In this experiment, we take complementary pairs of ground truths and forecasts which add up to a constant quantity and measure the performance at each point. Specifically, we use the same setup as we did the Symmetricity experiment, and calculate the points along the cross diagonal where ground truth + forecast always adds up to 10.

Loss Curves

Our metrics depend on two entities – forecast and ground truth. We can fix one and vary the other one using a symmetric range of errors((for eg. -10 to 10), then we expect the metric to behave the same way on both sides of that range. In our experiment, we chose to fix the Ground Truth because in reality, that is the fixed quantity, and we are measure the forecast against ground truth.
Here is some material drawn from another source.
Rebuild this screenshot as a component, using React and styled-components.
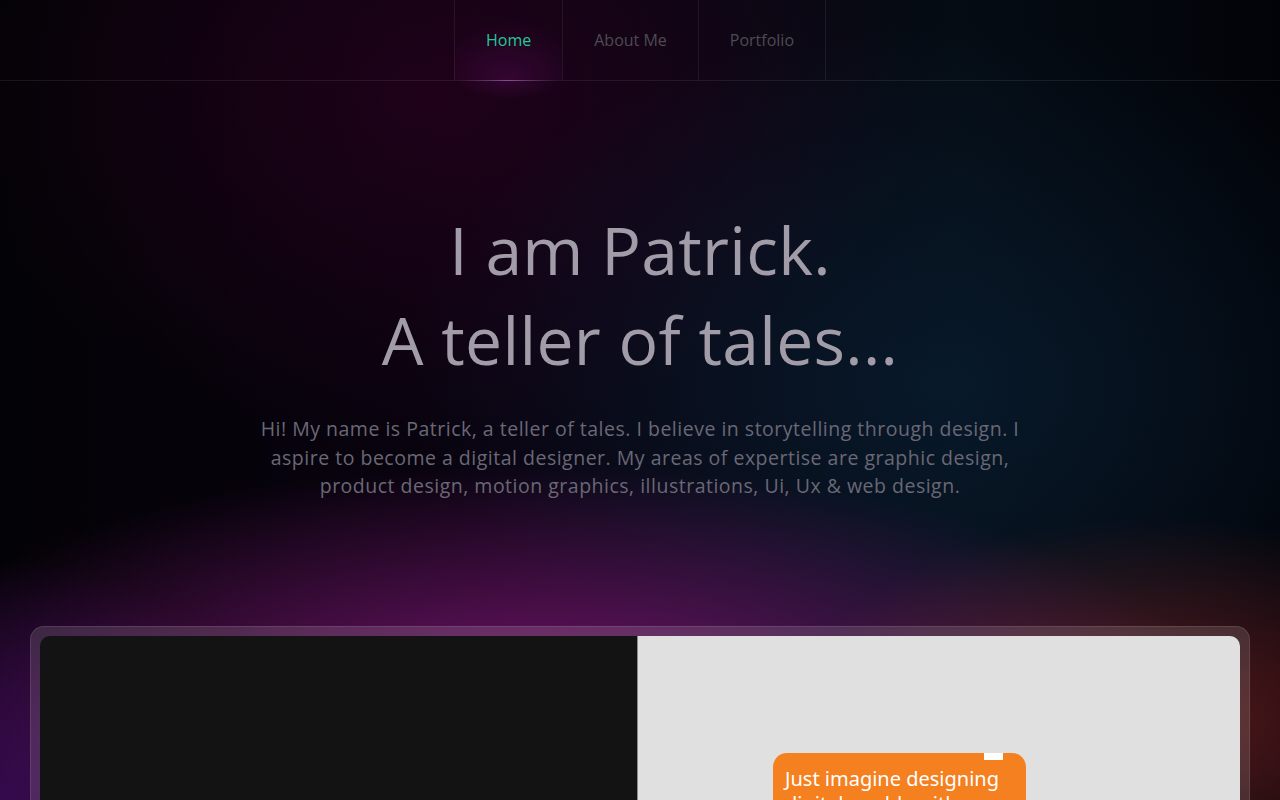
import styled, { createGlobalStyle } from "styled-components";

const GlobalStyle = createGlobalStyle`
  html, body {
    margin: 0;
    padding: 0;
    background: #040306;
  }
  * { box-sizing: border-box; }
`;

const Page = styled.div`
  min-height: 100vh;
  height: 800px;
  overflow: hidden;
  font-family: "Open Sans", "Liberation Sans", sans-serif;
  background:
    radial-gradient(ellipse 480px 270px at 90% 90%, rgba(160, 45, 45, 0.55), transparent 75%),
    radial-gradient(ellipse 860px 320px at 42% 90%, rgba(140, 25, 130, 0.85), transparent 80%),
    radial-gradient(ellipse 380px 300px at 0% 100%, rgba(55, 10, 100, 0.65), transparent 80%),
    radial-gradient(ellipse 700px 460px at 74% 48%, rgba(10, 38, 64, 0.5), transparent 78%),
    radial-gradient(ellipse 620px 440px at 34% 12%, rgba(45, 0, 32, 0.6), transparent 78%),
    linear-gradient(90deg, #030206 0%, #0a0310 40%, #050c14 75%, #020308 100%);
`;

const Nav = styled.nav`
  display: flex;
  justify-content: center;
  height: 81px;
  border-bottom: 1px solid rgba(255, 255, 255, 0.08);
`;

const NavItem = styled.a`
  position: relative;
  display: flex;
  align-items: center;
  padding: 0 31px;
  font-size: 16px;
  color: ${(p) => (p.$active ? "#22c89a" : "#4c4b53")};
  text-decoration: none;
  border-left: 1px solid rgba(255, 255, 255, 0.07);
  &:last-child {
    border-right: 1px solid rgba(255, 255, 255, 0.07);
  }
  ${(p) =>
    p.$active &&
    `
    background: radial-gradient(ellipse 90px 70px at 50% 100%, rgba(80, 10, 80, 0.45), transparent 85%);
    &::after {
      content: "";
      position: absolute;
      left: 0;
      right: 0;
      bottom: -1px;
      height: 1px;
      background: linear-gradient(90deg, transparent 4%, rgba(170, 100, 190, 0.7) 50%, transparent 96%);
    }
    &::before {
      content: "";
      position: absolute;
      left: 0;
      right: 0;
      top: 81px;
      height: 18px;
      background: radial-gradient(ellipse 50% 100% at 50% 0%, rgba(110, 20, 110, 0.25), transparent);
    }
  `}
`;

const Hero = styled.section`
  display: flex;
  flex-direction: column;
  align-items: center;
  padding-top: 123px;
  text-align: center;
`;

const Title = styled.h1`
  margin: 0;
  font-weight: 400;
  font-size: 66px;
  line-height: 90px;
  letter-spacing: 0.3px;
  color: #a19ca8;
`;

const Intro = styled.p`
  margin: 31px 0 0;
  width: 770px;
  font-size: 19.5px;
  line-height: 28.5px;
  letter-spacing: 0.5px;
  color: #6a6876;
`;

const Frame = styled.div`
  margin: 125px 30px 0;
  padding: 9px;
  border-radius: 14px;
  background: rgba(255, 255, 255, 0.13);
  border: 1px solid rgba(255, 255, 255, 0.1);
`;

const Screen = styled.div`
  display: grid;
  grid-template-columns: 598px 1fr;
  height: 400px;
  border-radius: 10px;
  overflow: hidden;
`;

const DarkPane = styled.div`
  background: #131313;
  border-right: 1px solid #8a8a8a;
`;

const LightPane = styled.div`
  background: #e0e0e0;
  padding: 117px 0 0 135px;
`;

const Bubble = styled.div`
  position: relative;
  width: 253px;
  padding: 13px 12px 20px;
  border-radius: 14px;
  background: #f58020;
  color: #ffffff;
  font-family: "Noto Sans", "Liberation Sans", sans-serif;
  font-size: 20px;
  line-height: 25px;
  &::after {
    content: "";
    position: absolute;
    top: 0;
    right: 20px;
    width: 19px;
    height: 7px;
    background: #ffffff;
    border: 3px solid #f58020;
    border-top: none;
    border-bottom: none;
  }
`;

export default function App() {
  return (
    <>
      <GlobalStyle />
      <Page>
        <Nav>
          <NavItem href="#" $active>
            Home
          </NavItem>
          <NavItem href="#">About Me</NavItem>
          <NavItem href="#">Portfolio</NavItem>
        </Nav>
        <Hero>
          <Title>
            I am Patrick.
            <br />A teller of tales...
          </Title>
          <Intro>
            Hi! My name is Patrick, a teller of tales. I believe in storytelling
            through design. I aspire to become a digital designer. My areas of
            expertise are graphic design, product design, motion graphics,
            illustrations, Ui, Ux &amp; web design.
          </Intro>
        </Hero>
        <Frame>
          <Screen>
            <DarkPane />
            <LightPane>
              <Bubble>Just imagine designing digital worlds with</Bubble>
            </LightPane>
          </Screen>
        </Frame>
      </Page>
    </>
  );
}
Over & Under Forecasting Experiment

In this experiment we generate 4 random time series – ground truth, baseline forecast, low forecast and high forecast. These are just random numbers generated within a range. Ground Truth and Baseline Forecast are random numbers generated between 2 and 4. Low forecast is a random number generated between 0 and 3 and High Forecast is a random number generated between 3 and 6. In this setup, the Baseline Forecast should act as a baseline for us, Low Forecast is a forecast where we continuously under-forecast, and High Forecast is a forecast where we continuously over-forecast. And now let’s calculate the MAPE for these three forecasts and repeat the experiment for 1000 times.

Outlier Impact

To check the impact on outliers, we setup the below experiment.

We want to check the relative impact of outliers on two axes – number of outliers, scale of outliers. So we define a grid – number of outliers [0%-40%] and scale of outliers [0 to 2]. Then we picked a synthetic time series at random, and iteratively introduced outliers according to the parameters of the grid we defined earlier and recorded the error measures.